Anderson also presented statistics showing that, as of 2010, 80 percent of recent Arizona university graduates were employed, and that they made an average of 80 percent more than their peers. When prompted, Anderson estimated that this would equate to a 90 percent increase in owed state taxes as well.
“That sounds like a great way to raise taxes without raising taxes,” Killian said.
After discussion, the regents unanimously approved the 2011 Financial Aid Report.
Rodriguez contract approved
The football team got its man in Rich Rodriguez Thursday, but poor communication from the university got some of the regents riled up.
Regent Ernest Calderon raised concerns over how the details of the hiring became public, and the lack of input and oversight by the regents on the process.
“This approach is not acceptable,” Calderon said.
Calderon also moved that guidelines be set in order to ensure that regents are involved throughout the process of multi-year athletic contracts. Calderon specified that football, baseball, and men’s and women’s basketball be subject to that protocol.
“At the very end of the day, the governance role and accountability of the regents is paramount,” Calderon said.
UA President Eugene Sander said he supported the measure, and regrets the relative lack of regent input into the hire.
“Hopefully, we won’t have to be doing this soon in the future, but I do agree that it will be important,” Sander said.
Piling it on
When the board reconvened for its afternoon session, UA Student Regent William Holmes placed a UA pin on the lapel of Tyler Bowyer, the student regent from Arizona State University, the price of a lost bet over the outcome of the UA-ASU football game.
“If only my mom could see me now,” Bowyer said. “I hope she’s not watching.”
Dec. 2 Session:
A day after giving the green light to new head football coach Rich Rodriguez, the Arizona Board of Regents approved $72 million in funding for upgrades to Arizona Stadium.
During its meeting on Friday in the Student Union Memorial Center, the board officially approved the planned renovations to the north end zone portion of the stadium. Some of these renovations include replacing existing aluminum bleachers with higher-priced “premium” seating, and adding additional amenities and restrooms. The current infrastructure has not been widely renovated since it was built 83 years ago.
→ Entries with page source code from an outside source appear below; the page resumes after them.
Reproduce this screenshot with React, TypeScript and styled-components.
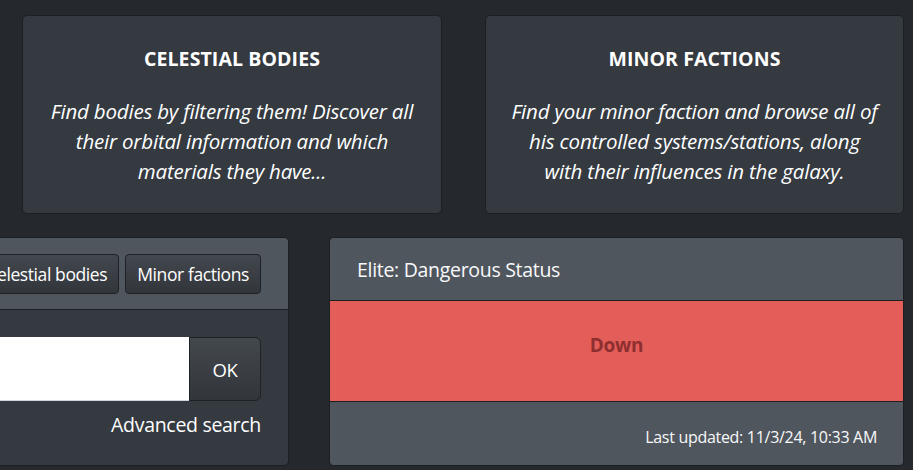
import React from "react";
import styled, { createGlobalStyle } from "styled-components";

const GlobalStyle = createGlobalStyle`
  html, body {
    margin: 0;
    padding: 0;
    background: #25282c;
    overflow: hidden;
  }
  body {
    font-family: "Open Sans", "Noto Sans", sans-serif;
    color: #f8f9fa;
  }
`;

const Page = styled.div`
  width: 913px;
  height: 470px;
  overflow: hidden;
  display: flex;
  flex-direction: column;
  gap: 23px;
  padding-top: 15px;
  box-sizing: border-box;
`;

const TopRow = styled.div`
  display: grid;
  grid-template-columns: 420px 419px;
  gap: 43px;
  padding-left: 22px;
`;

const InfoCard = styled.div`
  height: 199px;
  box-sizing: border-box;
  background: #343a40;
  border: 1px solid #1c1f23;
  border-radius: 5px;
  display: flex;
  flex-direction: column;
  align-items: center;
  padding: 30px 10px 0;
  text-align: center;
`;

const CardTitle = styled.h5`
  margin: 0 0 24px;
  font-size: 19.5px;
  line-height: 26px;
  font-weight: 700;
  letter-spacing: 0.1px;
  color: #ffffff;
`;

const CardText = styled.p`
  margin: 0;
  font-size: 20.5px;
  font-style: italic;
  line-height: 30px;
  letter-spacing: -0.2px;
  color: #ffffff;
  white-space: nowrap;
`;

const BottomRow = styled.div`
  display: flex;
  gap: 40px;
  margin-left: -34px;
`;

const Panel = styled.div<{ $width: number }>`
  width: ${(p) => p.$width}px;
  height: 229px;
  flex-shrink: 0;
  box-sizing: border-box;
  background: #343a40;
  border: 1px solid #1c1f23;
  border-radius: 5px;
  overflow: hidden;
  display: flex;
  flex-direction: column;
`;

const SearchHeader = styled.div`
  height: 72px;
  flex-shrink: 0;
  box-sizing: border-box;
  background: #50565e;
  border-bottom: 1px solid #1c1f23;
  display: flex;
  justify-content: flex-end;
  align-items: center;
  gap: 6px;
  padding: 0 27px 0 0;
`;

const DarkButton = styled.button`
  flex-shrink: 0;
  height: 40px;
  padding: 0 11px;
  background: linear-gradient(#43484e, #32363b);
  border: 1px solid #1e2125;
  border-radius: 4px;
  color: #ffffff;
  font-family: inherit;
  font-size: 17.5px;
  letter-spacing: -0.4px;
  white-space: nowrap;
`;

const SearchBody = styled.div`
  flex: 1;
  display: flex;
  flex-direction: column;
  align-items: flex-end;
  padding: 27px 27px 0 16px;
`;

const InputGroup = styled.div`
  display: flex;
  width: 100%;
  height: 64px;
`;

const SearchInput = styled.input`
  flex: 1;
  min-width: 0;
  border: none;
  border-bottom: 1px solid #ced4da;
  background: #ffffff;
  border-radius: 4px 0 0 4px;
  outline: none;
`;

const OkButton = styled(DarkButton)`
  height: 64px;
  width: 72px;
  font-size: 18.5px;
  border-radius: 0 6px 6px 0;
`;

const AdvancedLink = styled.a`
  margin-top: 10px;
  font-size: 19.5px;
  letter-spacing: -0.3px;
  color: #ffffff;
  text-decoration: none;
`;

const StatusHeader = styled.div`
  height: 63px;
  flex-shrink: 0;
  box-sizing: border-box;
  background: #50565e;
  border-bottom: 1px solid #1c1f23;
  display: flex;
  align-items: center;
  padding: 0 27px;
  font-size: 19.5px;
  letter-spacing: -0.3px;
`;

const StatusBand = styled.div<{ $bg: string; $fg: string }>`
  height: 101px;
  flex-shrink: 0;
  box-sizing: border-box;
  background: ${(p) => p.$bg};
  border-bottom: 1px solid #1c1f23;
  display: flex;
  align-items: center;
  justify-content: center;
  padding-bottom: 13px;
  color: ${(p) => p.$fg};
  font-weight: 700;
  font-size: 19px;
  letter-spacing: -0.3px;
`;

const StatusFooter = styled.div`
  flex: 1;
  background: #50565e;
  display: flex;
  align-items: center;
  justify-content: flex-end;
  padding: 6px 26px 0;
  font-size: 16px;
  letter-spacing: -0.3px;
`;

export default function App() {
  return (
    <>
      <GlobalStyle />
      <Page>
        <TopRow>
          <InfoCard>
            <CardTitle>CELESTIAL BODIES</CardTitle>
            <CardText>
              Find bodies by filtering them! Discover all
              <br />
              their orbital information and which
              <br />
              materials they have...
            </CardText>
          </InfoCard>
          <InfoCard>
            <CardTitle>MINOR FACTIONS</CardTitle>
            <CardText>
              Find your minor faction and browse all of
              <br />
              his controlled systems/stations, along
              <br />
              with their influences in the galaxy.
            </CardText>
          </InfoCard>
        </TopRow>
        <BottomRow>
          <Panel $width={323}>
            <SearchHeader>
              <DarkButton>Celestial bodies</DarkButton>
              <DarkButton>Minor factions</DarkButton>
            </SearchHeader>
            <SearchBody>
              <InputGroup>
                <SearchInput />
                <OkButton>OK</OkButton>
              </InputGroup>
              <AdvancedLink href="#">Advanced search</AdvancedLink>
            </SearchBody>
          </Panel>
          <Panel $width={575}>
            <StatusHeader>Elite: Dangerous Status</StatusHeader>
            <StatusBand $bg="#e35d59" $fg="#8e2f2f">
              Down
            </StatusBand>
            <StatusFooter>Last updated: 11/3/24, 10:33 AM</StatusFooter>
          </Panel>
        </BottomRow>
      </Page>
    </>
  );
}
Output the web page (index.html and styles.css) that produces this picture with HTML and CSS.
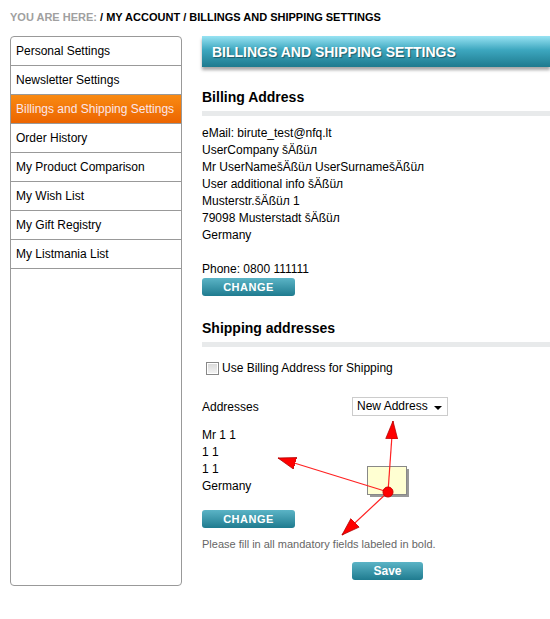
FILE: index.html
```html
<!DOCTYPE html>
<html lang="en">
<head>
  <meta charset="UTF-8">
  <title>My Account - Billings and Shipping Settings</title>
  <link rel="stylesheet" href="styles.css">
</head>
<body>
  <!-- Breadcrumb -->
  <div class="breadcrumb">
    <span class="here">You are here:</span> / My Account / Billings and Shipping Settings
  </div>

  <div class="page">
    <!-- Account menu -->
    <div class="sidebar">
      <a href="#">Personal Settings</a>
      <a href="#">Newsletter Settings</a>
      <a href="#" class="active">Billings and Shipping Settings</a>
      <a href="#">Order History</a>
      <a href="#">My Product Comparison</a>
      <a href="#">My Wish List</a>
      <a href="#">My Gift Registry</a>
      <a href="#">My Listmania List</a>
    </div>

    <div class="content">
      <h1 class="title-bar">Billings and Shipping Settings</h1>

      <h3 class="section-title">Billing Address</h3>
      <div class="section-line"></div>
      <div class="address">
        eMail: birute_test@nfq.lt<br>
        UserCompany šÄßüл<br>
        Mr UserNamešÄßüл UserSurnamešÄßüл<br>
        User additional info šÄßüл<br>
        Musterstr.šÄßüл 1<br>
        79098 Musterstadt šÄßüл<br>
        Germany<br>
        <br>
        Phone: 0800 111111
      </div>
      <a href="#" class="btn">Change</a>

      <h3 class="section-title shipping">Shipping addresses</h3>
      <div class="section-line"></div>

      <label class="check-row">
        <span class="checkbox"></span> Use Billing Address for Shipping
      </label>

      <div class="address-row">
        <span class="row-label">Addresses</span>
        <div class="select">New Address <span class="caret"></span></div>
      </div>

      <div class="address ship">
        Mr 1 1<br>
        1 1<br>
        1 1<br>
        Germany
      </div>
      <a href="#" class="btn btn-change2">Change</a>

      <p class="note">Please fill in all mandatory fields labeled in bold.</p>
      <a href="#" class="btn btn-save">Save</a>
    </div>
  </div>

  <!-- Help note pointing at the form -->
  <svg class="annotations" width="550" height="619" viewBox="0 0 550 619">
    <defs>
      <marker id="head" markerUnits="userSpaceOnUse" markerWidth="20" markerHeight="14" refX="18" refY="7" orient="auto">
        <path d="M0,1 L18,7 L0,13 z" fill="#f00" stroke="#a00" stroke-width="0.7"/>
      </marker>
    </defs>
    <rect x="370" y="469" width="39" height="28" fill="#999"/>
    <rect x="367.5" y="466.5" width="39" height="28" fill="#ffffd2" stroke="#888"/>
    <line x1="388" y1="492" x2="393" y2="421" stroke="#f22" stroke-width="1.2" marker-end="url(#head)"/>
    <line x1="388" y1="492" x2="278" y2="458" stroke="#f22" stroke-width="1.2" marker-end="url(#head)"/>
    <line x1="388" y1="492" x2="342" y2="535" stroke="#f22" stroke-width="1.2" marker-end="url(#head)"/>
    <circle cx="388" cy="492" r="5" fill="#f00" stroke="#c00"/>
  </svg>
</body>
</html>
```

FILE: styles.css
```css
body {
  margin: 0;
  font-family: "Liberation Sans", Arial, sans-serif;
  font-size: 12px;
  color: #000;
  background-color: #fff;
  overflow: hidden;
}

.breadcrumb {
  padding: 10px 10px 0;
  height: 36px;
  box-sizing: border-box;
  font-size: 11px;
  line-height: 14px;
  font-weight: bold;
  text-transform: uppercase;
}

.breadcrumb .here {
  color: #a0a0a0;
}

.page {
  display: flex;
  gap: 20px;
  padding-left: 10px;
}

/* Account menu */
.sidebar {
  width: 170px;
  height: 548px;
  flex-shrink: 0;
  border: 1px solid #999;
  border-radius: 4px;
}

.sidebar a {
  display: block;
  height: 28px;
  line-height: 28px;
  padding-left: 5px;
  border-bottom: 1px solid #999;
  color: #000;
  text-decoration: none;
  font-size: 12px;
}

.sidebar a.active {
  background: linear-gradient(#f98a12, #ec6500);
  color: #fbe6ea;
}

.content {
  flex: 1;
}

.title-bar {
  margin: 0;
  height: 31px;
  line-height: 32px;
  padding-left: 10px;
  background: linear-gradient(#98e3f3, #3da7bf 45%, #1e7a8e);
  box-shadow: 0 3px 3px rgba(0, 0, 0, 0.35);
  color: #fff;
  font-size: 14px;
  text-transform: uppercase;
  text-shadow: 1px 1px 1px rgba(0, 0, 0, 0.4);
}

.section-title {
  margin: 21px 0 5px;
  font-size: 14px;
  line-height: 18px;
}

.section-title.shipping {
  margin-top: 23px;
}

.section-line {
  height: 5px;
  background-color: #e8eaeb;
}

.address {
  margin-top: 9px;
  line-height: 17px;
}

.btn {
  display: block;
  width: 93px;
  height: 18px;
  line-height: 18px;
  border-radius: 3px;
  background: linear-gradient(#5bb4c6, #1f7b8f);
  color: #fff;
  text-align: center;
  text-decoration: none;
  text-transform: uppercase;
  font-size: 11px;
  font-weight: bold;
  letter-spacing: 0.5px;
}

.btn-change2 {
  margin-top: 15px;
}

.btn-save {
  width: 71px;
  margin: 11px 0 0 150px;
  text-transform: none;
  font-size: 12px;
  letter-spacing: 0;
}

.check-row {
  display: flex;
  align-items: center;
  gap: 3px;
  margin: 13px 0 0 4px;
  line-height: 16px;
}

.checkbox {
  display: inline-block;
  width: 11px;
  height: 11px;
  border: 1px solid #888;
  background: linear-gradient(#d8d8d8, #f4f4f4);
  box-shadow: inset 0 0 0 1px #fff;
}

.address-row {
  display: flex;
  align-items: center;
  margin-top: 21px;
}

.row-label {
  width: 150px;
}

.select {
  position: relative;
  width: 90px;
  height: 17px;
  line-height: 17px;
  padding-left: 4px;
  border: 1px solid #ccc;
  font-size: 12px;
}

.caret {
  position: absolute;
  right: 5px;
  top: 8px;
  border-left: 4px solid transparent;
  border-right: 4px solid transparent;
  border-top: 4px solid #000;
}

.address.ship {
  margin-top: 11px;
}

.note {
  margin: 9px 0 0;
  font-size: 11px;
  line-height: 14px;
  color: #666;
}

.annotations {
  position: absolute;
  top: 0;
  left: 0;
  pointer-events: none;
}
```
Construction is expected to add more than 183,000 square feet to the stadium and the estimated completion date is after the end of the 2013 football season.
The board also rubber-stamped two other projects: $135 million to build a cancer center as part of the existing Phoenix Biomedical Campus, and $75 million to bankroll a second phase of construction for an environmental resource center on campus.
The board also approved updates to the UA’s five-year strategic vision plan, from fiscal years 2013 to 2017. Some of the major goals outlined in the plan include an increase in the number of degrees awarded every year, from 6,195 last year to an estimated 7,200 in 2017, increasing the number of community college transfers to the UA by almost 1,000, to 2,600 in 2017. But the plan also estimates that the cost of a UA education as a percentage of income will rise from 24.8 percent in 2009 to an estimated 31.6 percent in 2017. Both those figures are based on the median family income in Arizona.
The UA is also seeking to notably increase its freshman retention rate, from 77.4 percent in 2011 to 85 percent in 2017. This would reverse a recent negative trend that has seen retention rates fall about 2 percent in the last two years. In addition to retention, the UA is planning to see increases in its number of undergraduate students, as almost 4,000 more undergraduate students are estimated on campus in 2017 than in 2011.